I’d had no sleep since the previous night, accepting at the last minute a spot on this tour because it was something I felt I should do while the opportunity was there. While I’m not a religious person, having been to a protestant school I remembered enough to know that Mt Sinai (or Moses Mountain as it is to locals) was important, though not quite why.
The mountain itself is 2285 meters high, and in the dark we struggled along the rocky, dusty track that is more suited to camel’s hooves than hiking boots designed for humans. I did spare a thought for Moses making this journey and wondered if he cursed as much as us, but I am told he took 40 days to reach the summit – not two hours.
After an initial climb the track winds up and around several other mountains. The bedouins (“desert people”) who live in the valley have strategically built tea houses about every 400m once the ascent starts to get tough. They have also built (very) long drop toilets, which are usually required within 5 minutes of drinking their sweet-tasting but questionably luke-warm tea. There is another option for getting to the top but it involves 3000 steps, which would no doubt lead to crippled knees and ringing thoughts of ‘what goes up must come down’.

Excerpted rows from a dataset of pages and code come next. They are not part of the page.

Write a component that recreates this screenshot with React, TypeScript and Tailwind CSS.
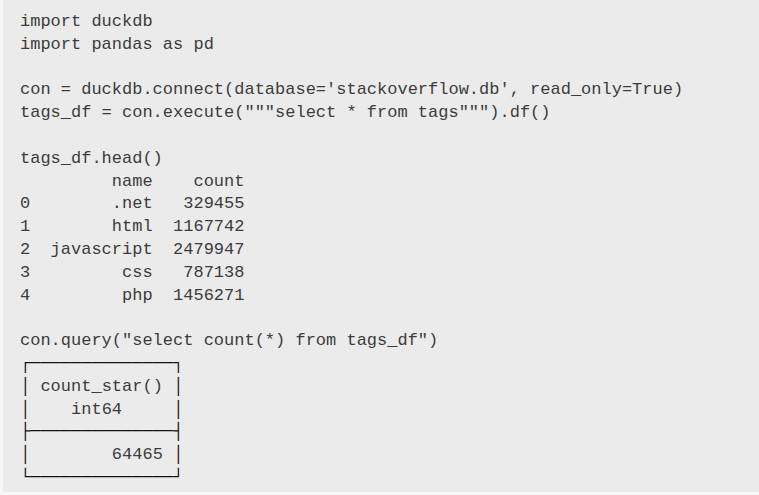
export default function App() {
  const lines = [
    "import duckdb",
    "import pandas as pd",
    "",
    "con = duckdb.connect(database='stackoverflow.db', read_only=True)",
    'tags_df = con.execute("""select * from tags""").df()',
    "",
    "tags_df.head()",
    "         name    count",
    "0        .net   329455",
    "1        html  1167742",
    "2  javascript  2479947",
    "3         css   787138",
    "4         php  1456271",
    "",
    'con.query("select count(*) from tags_df")',
  ];
  const box = [
    "┌──────────────┐",
    "│ count_star() │",
    "│    int64     │",
    "├──────────────┤",
    "│        64465 │",
    "└──────────────┘",
  ];
  return (
    <div className="w-[759px] h-[495px] bg-[#ebebeb] border-l-[3px] border-b-[3px] border-[#f6f6f6] overflow-hidden">
      <pre className="m-0 pl-[17px] pt-[11px] text-[17px] leading-[22.8px] text-[#3c3c3c] font-['Courier_New','Liberation_Mono',monospace] whitespace-pre">
        {lines.join("\n")}
        {"\n"}
        {box.map((l, i) => (
          <span key={i}>
            {Array.from(l).map((c, j) =>
              "┌─┐│├┤└┘".includes(c) ? (
                <span key={j} className="text-[#111111]">{c}</span>
              ) : (
                c
              )
            )}
            {i < box.length - 1 ? "\n" : ""}
          </span>
        ))}
      </pre>
    </div>
  );
}
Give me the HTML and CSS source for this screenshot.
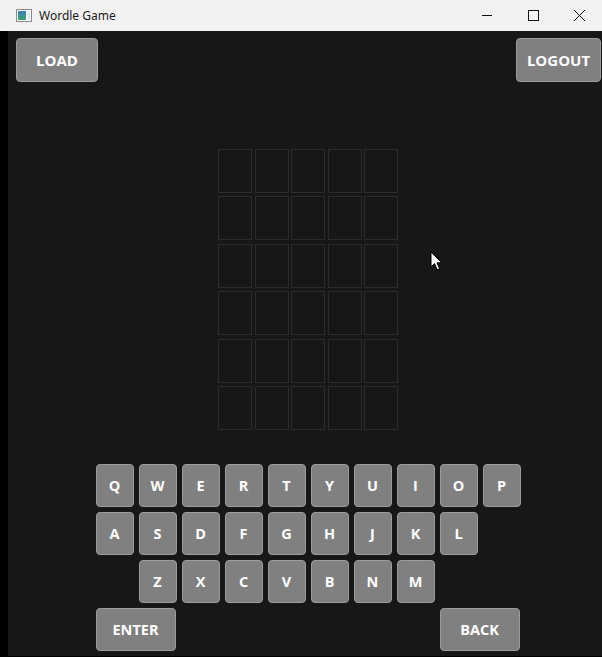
FILE: index.html
```html
<!DOCTYPE html>
<html>
<head>
<meta charset="utf-8">
<title>Wordle Game</title>
<link rel="stylesheet" href="styles.css">
</head>
<body>
<div class="window">
  <div class="titlebar">
    <svg class="app-icon" width="16" height="14" viewBox="0 0 16 14">
      <rect x="0.5" y="0.5" width="15" height="12" fill="#fff" stroke="#8a8a8a"/>
      <defs><linearGradient id="g" x1="0" y1="0" x2="0" y2="1"><stop offset="0" stop-color="#3d7fc4"/><stop offset="1" stop-color="#3aa46a"/></linearGradient></defs>
      <rect x="2" y="2" width="8" height="9" fill="url(#g)"/>
      <rect x="11" y="2" width="3" height="9" fill="#e4ecf2"/>
    </svg>
    <span class="title">Wordle Game</span>
    <div class="controls">
      <svg width="46" height="31" viewBox="0 0 46 31"><line x1="18" y1="15.5" x2="28" y2="15.5" stroke="#111" stroke-width="1"/></svg>
      <svg width="46" height="31" viewBox="0 0 46 31"><rect x="18.5" y="10.5" width="10" height="10" fill="none" stroke="#111" stroke-width="1"/></svg>
      <svg width="46" height="31" viewBox="0 0 46 31"><path d="M18 10 L29 21 M29 10 L18 21" stroke="#111" stroke-width="1"/></svg>
    </div>
  </div>
  <div class="client">
    <div class="strip"></div>
    <main class="content">
      <div class="topbar">
        <button class="btn btn-top">LOAD</button>
        <button class="btn btn-top btn-logout">LOGOUT</button>
      </div>
      <div class="board">
        <div class="cell"></div><div class="cell"></div><div class="cell"></div><div class="cell"></div><div class="cell"></div>
        <div class="cell"></div><div class="cell"></div><div class="cell"></div><div class="cell"></div><div class="cell"></div>
        <div class="cell"></div><div class="cell"></div><div class="cell"></div><div class="cell"></div><div class="cell"></div>
        <div class="cell"></div><div class="cell"></div><div class="cell"></div><div class="cell"></div><div class="cell"></div>
        <div class="cell"></div><div class="cell"></div><div class="cell"></div><div class="cell"></div><div class="cell"></div>
        <div class="cell"></div><div class="cell"></div><div class="cell"></div><div class="cell"></div><div class="cell"></div>
      </div>
      <div class="keyboard">
        <button class="btn key">Q</button><button class="btn key">W</button><button class="btn key">E</button><button class="btn key">R</button><button class="btn key">T</button><button class="btn key">Y</button><button class="btn key">U</button><button class="btn key">I</button><button class="btn key">O</button><button class="btn key">P</button>
        <button class="btn key">A</button><button class="btn key">S</button><button class="btn key">D</button><button class="btn key">F</button><button class="btn key">G</button><button class="btn key">H</button><button class="btn key">J</button><button class="btn key">K</button><button class="btn key">L</button>
        <button class="btn key row3-start">Z</button><button class="btn key">X</button><button class="btn key">C</button><button class="btn key">V</button><button class="btn key">B</button><button class="btn key">N</button><button class="btn key">M</button>
        <button class="btn key wide enter">ENTER</button><button class="btn key wide back">BACK</button>
      </div>
    </main>
    <svg class="cursor" width="14" height="21" viewBox="0 0 14 21">
      <path d="M1 1 L1 16 L4.5 12.6 L7.2 18.8 L9.6 17.8 L7 11.8 L11.8 11.8 Z" fill="#fff" stroke="#000" stroke-width="1" stroke-linejoin="round"/>
    </svg>
  </div>
</div>
</body>
</html>
```

FILE: styles.css
```css
* { box-sizing: border-box; }
html, body { margin: 0; padding: 0; }
body {
  width: 602px;
  height: 657px;
  overflow: hidden;
  background: #000;
  font-family: "Open Sans", "Noto Sans", sans-serif;
}
.window { display: flex; flex-direction: column; height: 657px; }
.titlebar {
  height: 31px;
  background: #f2f2f2;
  display: flex;
  align-items: center;
  flex-shrink: 0;
}
.app-icon { margin-left: 16px; margin-top: 1px; }
.title {
  margin-left: 7px;
  font-family: "Noto Sans", "Open Sans", sans-serif;
  font-size: 12px;
  color: #1a1a1a;
}
.controls { margin-left: auto; display: flex; }
.controls svg { display: block; }
.client {
  position: relative;
  flex: 1;
  display: flex;
  padding-bottom: 1px;
}
.strip { width: 8px; background: #000; flex-shrink: 0; }
.content {
  flex: 1;
  background: #171717;
  padding-left: 6px;
  display: flex;
  flex-direction: column;
  align-items: center;
}
.topbar {
  align-self: stretch;
  display: flex;
  justify-content: space-between;
  padding: 7px 1px 0 2px;
}
.btn {
  background: #808080;
  border: 1px solid #9c9c9c;
  border-radius: 4px;
  color: #fff;
  font-family: "Open Sans", "Noto Sans", sans-serif;
  font-weight: 700;
  font-size: 14.5px;
  padding: 0;
  display: flex;
  align-items: center;
  justify-content: center;
}
.btn-top { width: 82px; height: 44px; font-size: 15px; }
.btn-logout { width: 85px; }
.board {
  margin-top: 67px;
  display: grid;
  grid-template-columns: repeat(5, 34px);
  grid-auto-rows: 44px;
  column-gap: 2.5px;
  row-gap: 3.4px;
}
.cell { border: 1px solid #2b2b2b; }
.keyboard {
  margin-top: 34px;
  display: grid;
  grid-template-columns: repeat(10, 38px);
  grid-auto-rows: 43px;
  gap: 5px;
}
.key { width: 38px; height: 43px; }
.row3-start { grid-column: 2; }
.wide { width: auto; }
.enter { grid-column: 1 / span 2; width: 80px; }
.back { grid-column: 9 / span 2; width: 80px; }
.cursor { position: absolute; left: 430px; top: 220px; }
```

In the end we did make it to the top just as the sun was appearing (or close enough that we’re claiming it. With the mosque and church at the very top shut, we decided the last 700 steps weren’t worth the effort). It was nice, but can’t say I felt a spiritual connection beyond using the holy father and his son’s names in more varied ways than I would on a typical morning.
Afterwards we visited St Catherine’s monastery in the valley below Mt Sinai and the oldest functioning monastery in the world, with places of worship for Jews, Christians and Muslims. The first known chapel was built there around the burning bush (google it – I’d stopped paying attention by this point).
The next day after a well-deserved sleep I trekked out again, this time to burn around the desert in a jeep with possibly no suspension (glad now my sister is studying physio). More tea with the Bedouins (this time no toilets… must be more observant in the future), then to Abu Galem (the Blue Hole) for some spectacular snorkelling. Here you can look across the Red Sea and clearly see the mountainous coastline of Saudi Arabia, which is about as close as any sane western girl wants to get to it.
At various opportunities over the last few days I’ve asked locals how they feel about the recent political troubles (they refer to it as “the revolution”) and today was the first time I met someone staunchly against it. I’m hoping to write an article for a newspaper at home so you’ll have to wait until its published for more, but suffice to say media reports have been extremely one-sided and Egypt has very much become a country divided, with many fearful of what the future now holds.
so if the tea is bad, there are no long drop toilets and no trees either, what did you do?